Case studies and experience presented in this paper will demonstrate that a simple approach of production analysis methods will allow for a) proper identification of flow regimes, b) reliable evaluation of drainage area and OGIP, and c) the prediction of future deliverability and depletion. Case studies will also show that up-scaled and aggregate reservoir properties can provide a real measure of gas well deliverability (therefore a simpler, time-efficient model analysis can be used). Data uncertainty, unconventional gas (i.e. coal bed methane, tight gas, shale gas), stimulation appraisal, and other factors will be discussed in the context of the case studies.

Introduction

The most common reason for analyzing gas production data is to estimate reserves and future production of gas wells. In forecasting, a variety of methodologies exist ranging from simple decline to complex numerical simulation. In many instances, even pressure transient analysis (PTA) is used to form the basis of a forecast model. However, usually due to time limitations, only empirical methods such volumetrics, and conventional decline analysis are used. As a result, there is challenge is to get the most out of information embedded in production and flowing pressure data to provide improved mechanistic predictions of future gas well performance.

Again, sophisticated methods, such as numerical simulation, have been available for decades and may provide the answers that industry needs. Although their predictive capabilities are proven, the accessibility (i.e. ease of use) of these methods is the issue.

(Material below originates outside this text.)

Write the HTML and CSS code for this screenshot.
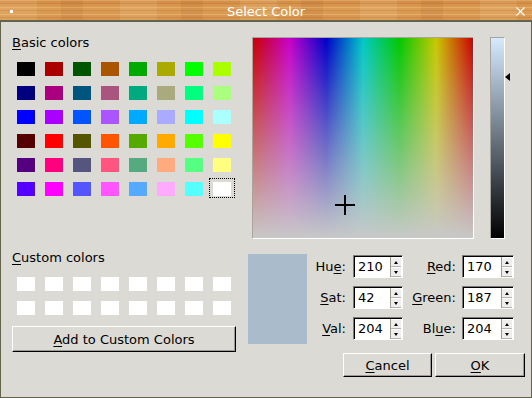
FILE: index.html
```html
<!DOCTYPE html>
<html lang="en">
<head>
    <meta charset="UTF-8">
    <title>Select Color</title>
    <link rel="stylesheet" href="styles.css">
</head>
<body>
    <div class="dialog">
        <div class="titlebar">
            <span class="menu-dot"></span>
            <span class="title">Select Color</span>
            <svg class="close" width="9" height="9" viewBox="0 0 9 9">
                <path d="M0.5 0.5L8.5 8.5M8.5 0.5L0.5 8.5" stroke="#fff" stroke-width="1.1" fill="none"/>
            </svg>
        </div>

        <div class="body">
            <div class="left">
                <div class="label"><u>B</u>asic colors</div>
                <div class="swatches" id="basicColors"></div>

                <div class="label custom-label"><u>C</u>ustom colors</div>
                <div class="swatches" id="customColors"></div>

                <button class="btn add-btn"><u>A</u>dd to Custom Colors</button>
            </div>

            <div class="right">
                <div class="pickers">
                    <div class="spectrum">
                        <span class="cross-h"></span>
                        <span class="cross-v"></span>
                    </div>
                    <div class="lum-wrap">
                        <div class="lum"></div>
                        <span class="lum-arrow"></span>
                    </div>
                </div>

                <div class="values">
                    <div class="preview"></div>
                    <div class="spins">
                        <label class="spin-label">Hu<u>e</u>:</label>
                        <div class="spin"><span class="spin-val">210</span><span class="spin-btns"><span class="up"></span><span class="down"></span></span></div>
                        <label class="spin-label"><u>R</u>ed:</label>
                        <div class="spin wide"><span class="spin-val">170</span><span class="spin-btns"><span class="up"></span><span class="down"></span></span></div>

                        <label class="spin-label"><u>S</u>at:</label>
                        <div class="spin"><span class="spin-val">42</span><span class="spin-btns"><span class="up"></span><span class="down"></span></span></div>
                        <label class="spin-label"><u>G</u>reen:</label>
                        <div class="spin wide"><span class="spin-val">187</span><span class="spin-btns"><span class="up"></span><span class="down"></span></span></div>

                        <label class="spin-label"><u>V</u>al:</label>
                        <div class="spin"><span class="spin-val">204</span><span class="spin-btns"><span class="up"></span><span class="down"></span></span></div>
                        <label class="spin-label">Bl<u>u</u>e:</label>
                        <div class="spin wide"><span class="spin-val">204</span><span class="spin-btns"><span class="up"></span><span class="down"></span></span></div>
                    </div>
                </div>

                <div class="buttons">
                    <button class="btn dlg-btn cancel-btn"><u>C</u>ancel</button>
                    <button class="btn dlg-btn ok-btn"><u>O</u>K</button>
                </div>
            </div>
        </div>
    </div>

    <script>
        // Qt standard basic colors, row by row
        const basicColors = [
            '#000000', '#aa0000', '#005500', '#aa5500', '#00aa00', '#aaaa00', '#00ff00', '#aaff00',
            '#00007f', '#aa007f', '#00557f', '#aa557f', '#00aa7f', '#aaaa7f', '#00ff7f', '#aaff7f',
            '#0000ff', '#aa00ff', '#0055ff', '#aa55ff', '#00aaff', '#aaaaff', '#00ffff', '#aaffff',
            '#550000', '#ff0000', '#555500', '#ff5500', '#55aa00', '#ffaa00', '#55ff00', '#ffff00',
            '#55007f', '#ff007f', '#55557f', '#ff557f', '#55aa7f', '#ffaa7f', '#55ff7f', '#ffff7f',
            '#5500ff', '#ff00ff', '#5555ff', '#ff55ff', '#55aaff', '#ffaaff', '#55ffff', '#ffffff'
        ];

        function fillGrid(id, colors, selected) {
            const grid = document.getElementById(id);
            grid.innerHTML = colors.map((c, i) => `
                <div class="cell${i === selected ? ' selected' : ''}">
                    <div class="swatch" style="background: ${c};"></div>
                </div>
            `).join('');
        }

        fillGrid('basicColors', basicColors, 47);
        fillGrid('customColors', new Array(16).fill('#ffffff'), -1);
    </script>
</body>
</html>
```

FILE: styles.css
```css
* {
    margin: 0;
    padding: 0;
    box-sizing: border-box;
}

body {
    font-family: "DejaVu Sans", "Liberation Sans", sans-serif;
    font-size: 13px;
    color: #000;
    background: #dcdad5;
}

u {
    text-decoration: underline;
    text-underline-offset: 2px;
}

.dialog {
    width: 532px;
    height: 398px;
    background: #dcdad5;
}

/* wood title bar */
.titlebar {
    position: relative;
    height: 22px;
    border-bottom: 2px solid #63644b;
    display: flex;
    align-items: center;
    justify-content: center;
    background:
        repeating-linear-gradient(180deg, rgba(255, 225, 170, 0.28) 0 1px, transparent 1px 3px, rgba(150, 80, 20, 0.18) 3px 4px, transparent 4px 7px),
        repeating-linear-gradient(90deg, rgba(255, 230, 180, 0.12) 0 37px, transparent 37px 61px, rgba(140, 70, 20, 0.10) 61px 83px, transparent 83px 120px),
        linear-gradient(180deg, #d28c45 0%, #dc9c54 45%, #d79650 100%);
}

.menu-dot {
    position: absolute;
    left: 10px;
    top: 10px;
    width: 3px;
    height: 3px;
    background: #fff;
}

.title {
    color: #fff;
    font-size: 13px;
    line-height: 20px;
    margin-top: 3px;
}

.close {
    position: absolute;
    left: 516px;
    top: 7px;
}

.body {
    height: 376px;
    border-left: 1px solid #63644b;
    border-right: 1px solid #63644b;
    border-bottom: 1px solid #63644b;
    display: flex;
    padding-left: 11px;
    gap: 12px;
}

/* left column */
.left {
    width: 224px;
    padding-top: 13px;
    display: flex;
    flex-direction: column;
}

.label {
    line-height: 16px;
    height: 16px;
}

.swatches {
    margin-top: 7px;
    margin-left: 1px;
    display: grid;
    grid-template-columns: repeat(8, 26px);
    column-gap: 2px;
    row-gap: 4px;
}

.cell {
    width: 26px;
    height: 20px;
    padding: 3px 3px 1px 3px;
    border: 1px dotted transparent;
}

.cell.selected {
    border-color: #000;
}

.swatch {
    width: 18px;
    height: 14px;
}

.custom-label {
    margin-top: 52px;
}

#customColors {
    margin-top: 7px;
}

.btn {
    font-family: "DejaVu Sans", "Liberation Sans", sans-serif;
    font-size: 13px;
    color: #000;
    background: #dcdad5;
    border: 1px solid;
    border-color: #fff #000 #000 #fff;
    box-shadow: inset -1px -1px 0 #9e9a91;
}

.add-btn {
    margin-top: 9px;
    height: 26px;
    width: 224px;
}

/* right column */
.right {
    width: 277px;
    padding-top: 15px;
    display: flex;
    flex-direction: column;
}

.pickers {
    display: flex;
    padding-left: 4px;
}

.spectrum {
    position: relative;
    width: 222px;
    height: 202px;
    border: 1px solid;
    border-color: #a8a59f #fff #fff #a8a59f;
    background:
        linear-gradient(180deg, rgba(200, 200, 200, 0), rgb(200, 200, 200)),
        linear-gradient(90deg, rgb(200, 0, 0), rgb(200, 0, 200), rgb(0, 0, 200), rgb(0, 200, 200), rgb(0, 200, 0), rgb(200, 200, 0), rgb(200, 0, 0));
}

.cross-h,
.cross-v {
    position: absolute;
    background: #000;
}

.cross-h {
    left: 82px;
    top: 166px;
    width: 20px;
    height: 2px;
}

.cross-v {
    left: 91px;
    top: 157px;
    width: 2px;
    height: 20px;
}

.lum-wrap {
    position: relative;
    margin-left: 16px;
    width: 21px;
}

.lum {
    width: 15px;
    height: 202px;
    border: 1px solid;
    border-color: #a8a59f #fff #fff #a8a59f;
    background: linear-gradient(180deg, rgb(213, 234, 255), #000);
}

.lum-arrow {
    position: absolute;
    left: 15px;
    top: 36px;
    width: 0;
    height: 0;
    border-top: 4px solid transparent;
    border-bottom: 4px solid transparent;
    border-right: 5px solid #000;
}

.values {
    margin-top: 15px;
    display: flex;
}

.preview {
    width: 59px;
    height: 90px;
    background: #aabbcc;
}

.spins {
    margin-top: 1px;
    display: grid;
    grid-template-columns: 46px 50px 59px 52px;
    grid-auto-rows: 23px;
    row-gap: 8px;
    align-items: center;
}

.spin-label {
    text-align: right;
    padding-right: 7px;
    line-height: 23px;
    white-space: nowrap;
}

.spin-label:nth-child(4n+3) {
    padding-right: 6px;
}

.spin {
    height: 23px;
    display: flex;
    background: #fff;
    border: 1px solid;
    border-color: #7c7a75 #fff #fff #7c7a75;
    box-shadow: inset 1px 1px 0 #000;
}

.spin-val {
    flex: 1;
    padding-left: 4px;
    line-height: 21px;
}

.spin-btns {
    width: 11px;
    margin: 1px 1px 0 0;
    display: flex;
    flex-direction: column;
    border-left: 1px solid #9e9a91;
}

.spin-btns span {
    flex: 1;
    display: flex;
    align-items: center;
    justify-content: center;
    background: #efeeec;
    border-top: 1px solid #fff;
    border-bottom: 1px solid #b5b2ab;
}

.spin-btns .up::after,
.spin-btns .down::after {
    content: "";
    width: 0;
    height: 0;
    border-left: 2px solid transparent;
    border-right: 2px solid transparent;
}

.spin-btns .up::after {
    border-bottom: 3px solid #000;
}

.spin-btns .down::after {
    border-top: 3px solid #000;
}

.buttons {
    margin-top: 9px;
    display: flex;
    justify-content: flex-end;
    gap: 3px;
}

.dlg-btn {
    height: 24px;
}

.cancel-btn {
    width: 89px;
}

.ok-btn {
    width: 90px;
}
```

Of course, if time permits, all other techniques should be used.

Background

Early attempts to linearize and extrapolate production history were limited. Future production could be estimated if one assumed that the production trend remained linear and constant for the remaining life of the well (i.e. stable fluid properties, constant flowing bottom-hole pressure (BHP) etc.). The difficulty of applying this type of decline analysis for gas cases is that these assumptions are severely restrictive and are therefore frequently violated. Again, given business time constraints, the aforementioned methods are the norm for industry.

In order to address the deficiency of standard decline analysis, typecurve analysis has been developed over many years. Typecurves are plots of theoretical solutions to flow equations (usually constant flow rate, or constant BHP) and can be generated for any kind of reservoir model for which a solution describing the flow behavior is available. Typecurve analysis theoretically allows one to estimate gas-in-place and gas reserves at some abandonment condition, as well as flowing characteristics of individual wells (i.e. permeability and skin). A common set of decline typecurves are those presented by Fetkovich (1980). Although more reservoir information is learned using Fetkovitch typecurves, they were still limited by the assumption of constant BHP, and constant fluid properties. Carter (1985) offered improved accuracy by using a plotting function that included the changes in fluid properties with average pressure. These curves were still limited to the assumption of constant flowing pressure. Carter's approach was similar to the pseudo-time function introduced by Agarwal (1979) in which the focus was to account for pressure dependant fluid properties in the near wellbore region during a flow and buildup analysis. Fraim and Wattenbarger (1987) also introduced a pseudo-time function to transfer a gas system into a single phase liquid system.